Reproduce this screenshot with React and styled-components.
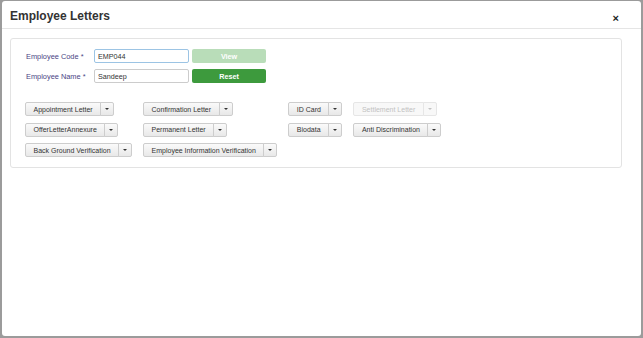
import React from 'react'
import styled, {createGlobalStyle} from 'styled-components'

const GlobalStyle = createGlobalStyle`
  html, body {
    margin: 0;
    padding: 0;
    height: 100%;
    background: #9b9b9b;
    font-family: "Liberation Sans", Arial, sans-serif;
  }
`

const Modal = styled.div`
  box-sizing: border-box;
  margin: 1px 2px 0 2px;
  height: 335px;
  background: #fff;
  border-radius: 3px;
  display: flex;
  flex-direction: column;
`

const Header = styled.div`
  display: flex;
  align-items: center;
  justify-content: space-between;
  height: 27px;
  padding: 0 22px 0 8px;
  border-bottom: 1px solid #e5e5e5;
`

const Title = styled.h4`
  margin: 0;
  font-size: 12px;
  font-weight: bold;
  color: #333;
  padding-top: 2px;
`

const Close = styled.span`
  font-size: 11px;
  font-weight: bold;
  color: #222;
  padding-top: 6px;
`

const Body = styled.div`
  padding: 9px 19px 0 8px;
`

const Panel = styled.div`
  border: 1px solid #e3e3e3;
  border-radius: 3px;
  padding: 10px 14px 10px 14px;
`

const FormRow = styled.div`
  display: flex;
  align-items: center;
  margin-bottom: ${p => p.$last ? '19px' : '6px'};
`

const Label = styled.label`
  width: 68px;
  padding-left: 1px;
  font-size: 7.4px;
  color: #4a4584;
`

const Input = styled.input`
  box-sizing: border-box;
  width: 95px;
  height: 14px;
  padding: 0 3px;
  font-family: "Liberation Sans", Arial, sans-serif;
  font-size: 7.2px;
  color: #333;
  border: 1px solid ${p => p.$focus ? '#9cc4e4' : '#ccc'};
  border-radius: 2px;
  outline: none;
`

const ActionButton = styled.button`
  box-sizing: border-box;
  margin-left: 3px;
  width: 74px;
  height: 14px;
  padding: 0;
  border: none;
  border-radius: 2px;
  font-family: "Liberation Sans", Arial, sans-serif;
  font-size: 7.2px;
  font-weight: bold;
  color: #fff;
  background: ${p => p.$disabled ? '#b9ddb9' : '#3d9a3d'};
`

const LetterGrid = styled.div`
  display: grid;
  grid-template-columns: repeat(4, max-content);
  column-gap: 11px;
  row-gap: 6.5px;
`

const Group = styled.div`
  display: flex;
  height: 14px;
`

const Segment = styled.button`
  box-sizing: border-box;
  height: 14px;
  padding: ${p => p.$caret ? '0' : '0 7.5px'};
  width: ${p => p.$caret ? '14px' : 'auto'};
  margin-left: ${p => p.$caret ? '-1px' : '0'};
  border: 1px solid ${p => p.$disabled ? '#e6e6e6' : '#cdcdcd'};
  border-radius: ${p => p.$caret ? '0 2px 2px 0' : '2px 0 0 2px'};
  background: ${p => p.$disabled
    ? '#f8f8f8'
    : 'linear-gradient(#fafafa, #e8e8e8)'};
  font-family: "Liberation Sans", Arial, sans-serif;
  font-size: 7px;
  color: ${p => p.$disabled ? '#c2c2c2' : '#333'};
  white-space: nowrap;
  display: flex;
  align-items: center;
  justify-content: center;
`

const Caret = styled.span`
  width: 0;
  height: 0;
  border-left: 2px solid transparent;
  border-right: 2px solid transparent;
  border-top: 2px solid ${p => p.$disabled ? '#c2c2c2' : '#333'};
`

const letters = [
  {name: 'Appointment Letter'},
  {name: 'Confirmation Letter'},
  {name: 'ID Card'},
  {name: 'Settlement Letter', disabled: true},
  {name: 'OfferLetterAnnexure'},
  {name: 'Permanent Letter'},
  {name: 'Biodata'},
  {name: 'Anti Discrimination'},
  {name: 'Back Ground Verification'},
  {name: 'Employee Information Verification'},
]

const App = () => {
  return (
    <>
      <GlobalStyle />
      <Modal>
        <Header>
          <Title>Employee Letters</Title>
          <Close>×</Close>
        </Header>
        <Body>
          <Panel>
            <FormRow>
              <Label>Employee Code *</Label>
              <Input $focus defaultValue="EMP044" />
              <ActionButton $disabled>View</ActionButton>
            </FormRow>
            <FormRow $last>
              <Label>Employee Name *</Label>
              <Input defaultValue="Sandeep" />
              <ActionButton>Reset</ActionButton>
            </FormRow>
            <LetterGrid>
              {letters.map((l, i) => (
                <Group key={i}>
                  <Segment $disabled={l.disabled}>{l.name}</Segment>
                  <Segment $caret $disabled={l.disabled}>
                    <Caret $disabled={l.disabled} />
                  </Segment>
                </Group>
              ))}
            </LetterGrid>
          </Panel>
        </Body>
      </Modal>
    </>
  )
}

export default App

**AIM OF THE TASK**
All of the data above should be quoted exactly, except for the pictures.

**SOLUTION TO THIS EXERCISE**
Reproduce this screenshot with React and styled-components.
import React from 'react'
import styled, {createGlobalStyle} from 'styled-components'

const GlobalStyle = createGlobalStyle`
  html, body {
    margin: 0;
    padding: 0;
    height: 100%;
    background: #9b9b9b;
    font-family: "Liberation Sans", Arial, sans-serif;
  }
`

const Modal = styled.div`
  box-sizing: border-box;
  margin: 1px 2px 0 2px;
  height: 335px;
  background: #fff;
  border-radius: 3px;
  display: flex;
  flex-direction: column;
`

const Header = styled.div`
  display: flex;
  align-items: center;
  justify-content: space-between;
  height: 27px;
  padding: 0 22px 0 8px;
  border-bottom: 1px solid #e5e5e5;
`

const Title = styled.h4`
  margin: 0;
  font-size: 12px;
  font-weight: bold;
  color: #333;
  padding-top: 2px;
`

const Close = styled.span`
  font-size: 11px;
  font-weight: bold;
  color: #222;
  padding-top: 6px;
`

const Body = styled.div`
  padding: 9px 19px 0 8px;
`

const Panel = styled.div`
  border: 1px solid #e3e3e3;
  border-radius: 3px;
  padding: 10px 14px 10px 14px;
`

const FormRow = styled.div`
  display: flex;
  align-items: center;
  margin-bottom: ${p => p.$last ? '19px' : '6px'};
`

const Label = styled.label`
  width: 68px;
  padding-left: 1px;
  font-size: 7.4px;
  color: #4a4584;
`

const Input = styled.input`
  box-sizing: border-box;
  width: 95px;
  height: 14px;
  padding: 0 3px;
  font-family: "Liberation Sans", Arial, sans-serif;
  font-size: 7.2px;
  color: #333;
  border: 1px solid ${p => p.$focus ? '#9cc4e4' : '#ccc'};
  border-radius: 2px;
  outline: none;
`

const ActionButton = styled.button`
  box-sizing: border-box;
  margin-left: 3px;
  width: 74px;
  height: 14px;
  padding: 0;
  border: none;
  border-radius: 2px;
  font-family: "Liberation Sans", Arial, sans-serif;
  font-size: 7.2px;
  font-weight: bold;
  color: #fff;
  background: ${p => p.$disabled ? '#b9ddb9' : '#3d9a3d'};
`

const LetterGrid = styled.div`
  display: grid;
  grid-template-columns: repeat(4, max-content);
  column-gap: 11px;
  row-gap: 6.5px;
`

const Group = styled.div`
  display: flex;
  height: 14px;
`

const Segment = styled.button`
  box-sizing: border-box;
  height: 14px;
  padding: ${p => p.$caret ? '0' : '0 7.5px'};
  width: ${p => p.$caret ? '14px' : 'auto'};
  margin-left: ${p => p.$caret ? '-1px' : '0'};
  border: 1px solid ${p => p.$disabled ? '#e6e6e6' : '#cdcdcd'};
  border-radius: ${p => p.$caret ? '0 2px 2px 0' : '2px 0 0 2px'};
  background: ${p => p.$disabled
    ? '#f8f8f8'
    : 'linear-gradient(#fafafa, #e8e8e8)'};
  font-family: "Liberation Sans", Arial, sans-serif;
  font-size: 7px;
  color: ${p => p.$disabled ? '#c2c2c2' : '#333'};
  white-space: nowrap;
  display: flex;
  align-items: center;
  justify-content: center;
`

const Caret = styled.span`
  width: 0;
  height: 0;
  border-left: 2px solid transparent;
  border-right: 2px solid transparent;
  border-top: 2px solid ${p => p.$disabled ? '#c2c2c2' : '#333'};
`

const letters = [
  {name: 'Appointment Letter'},
  {name: 'Confirmation Letter'},
  {name: 'ID Card'},
  {name: 'Settlement Letter', disabled: true},
  {name: 'OfferLetterAnnexure'},
  {name: 'Permanent Letter'},
  {name: 'Biodata'},
  {name: 'Anti Discrimination'},
  {name: 'Back Ground Verification'},
  {name: 'Employee Information Verification'},
]

const App = () => {
  return (
    <>
      <GlobalStyle />
      <Modal>
        <Header>
          <Title>Employee Letters</Title>
          <Close>×</Close>
        </Header>
        <Body>
          <Panel>
            <FormRow>
              <Label>Employee Code *</Label>
              <Input $focus defaultValue="EMP044" />
              <ActionButton $disabled>View</ActionButton>
            </FormRow>
            <FormRow $last>
              <Label>Employee Name *</Label>
              <Input defaultValue="Sandeep" />
              <ActionButton>Reset</ActionButton>
            </FormRow>
            <LetterGrid>
              {letters.map((l, i) => (
                <Group key={i}>
                  <Segment $disabled={l.disabled}>{l.name}</Segment>
                  <Segment $caret $disabled={l.disabled}>
                    <Caret $disabled={l.disabled} />
                  </Segment>
                </Group>
              ))}
            </LetterGrid>
          </Panel>
        </Body>
      </Modal>
    </>
  )
}

export default App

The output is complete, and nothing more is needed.